Design & Smart Cover

The smaller screen of the mini is joined by the super-slim industrial design from the fifth generation iPod touch that debuted a couple of months ago. I’m actually a pretty big fan of the direction Apple’s mobile design teams have taken recently, the overall visual style is much cleaner and focused now, with less pronounced radiusing and more rectangular profiles across the board. The edges are rounded enough for a very smooth in-hand feel, but the front edge has the same highly polished, chamfered ring around the bezel as the iPhone 5.

The dark monochromatic look is very sleek; combined with a brightly colored Smart Cover like the red one, the effect is pretty striking. The white/silver colour scheme, as on the iPhone 5, is elegant, but nowhere near as visually striking as the uniformly dark mini.
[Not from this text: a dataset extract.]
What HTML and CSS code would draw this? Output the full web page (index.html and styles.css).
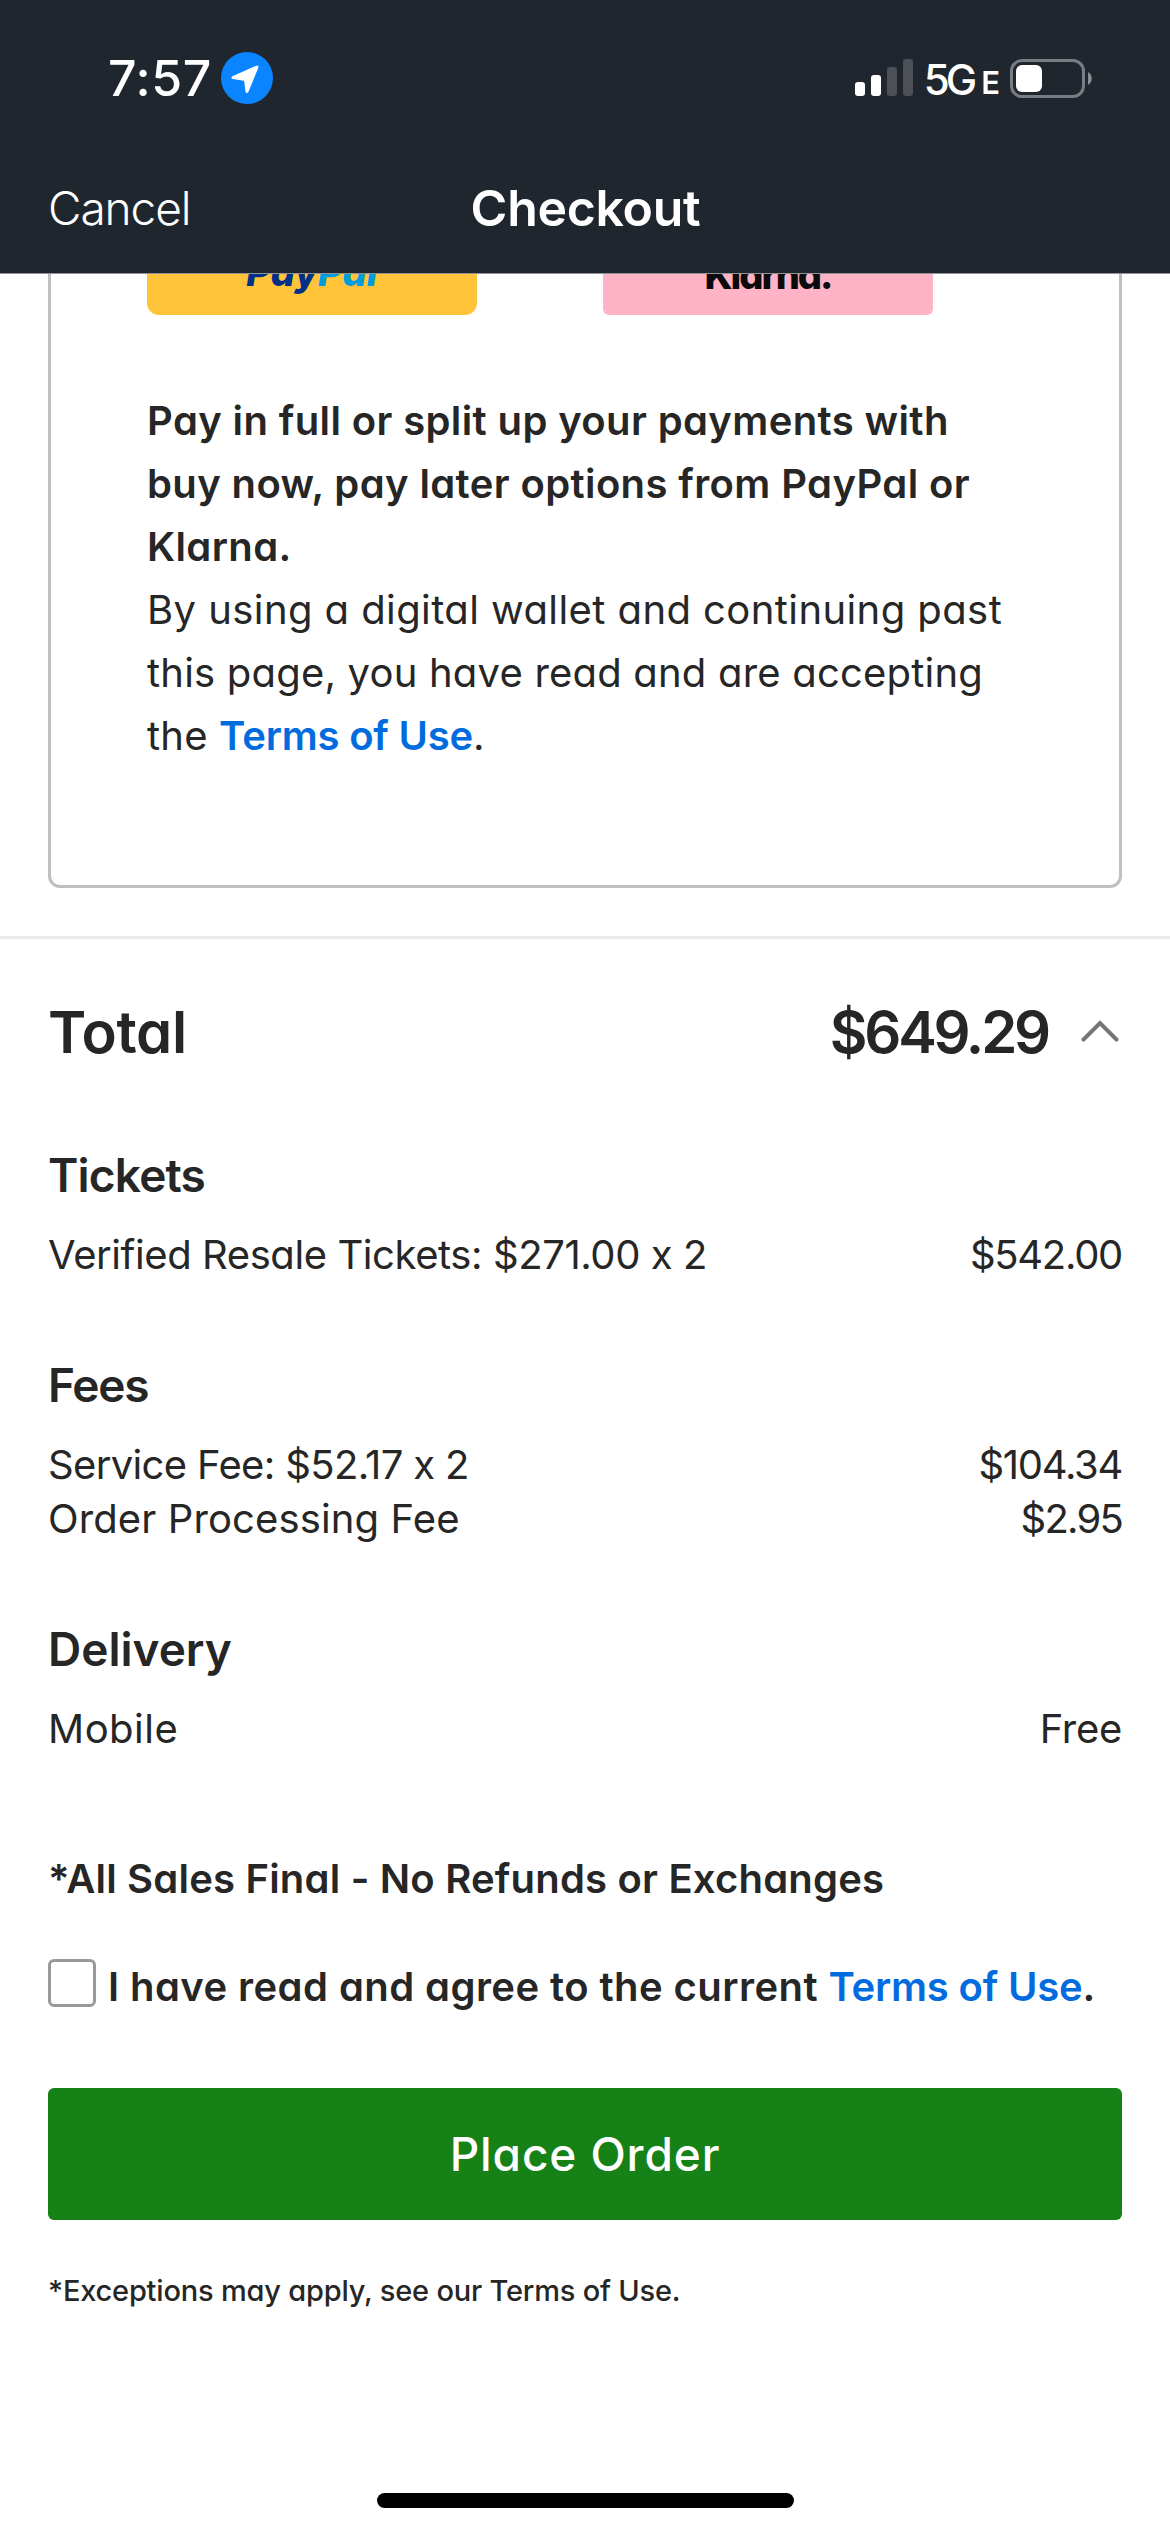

The face should be very familiar to iDevice users - a front facing camera centered at the top, an ambient light sensor to the left of it, and a home button at the bottom. The home button has been shrunk, though it’s set far enough away from the screen that I feel like they could have easily kept the same home button that is used in the other iDevices. I’m assuming there’s a reason for the downsizing, probably relating to the placement of the hardware around the display, because this isn’t the type of thing typically overlooked by Jony Ive and Co.

From left to right: iPad 4, iPad 2, iPad mini, iPod Touch (5th gen)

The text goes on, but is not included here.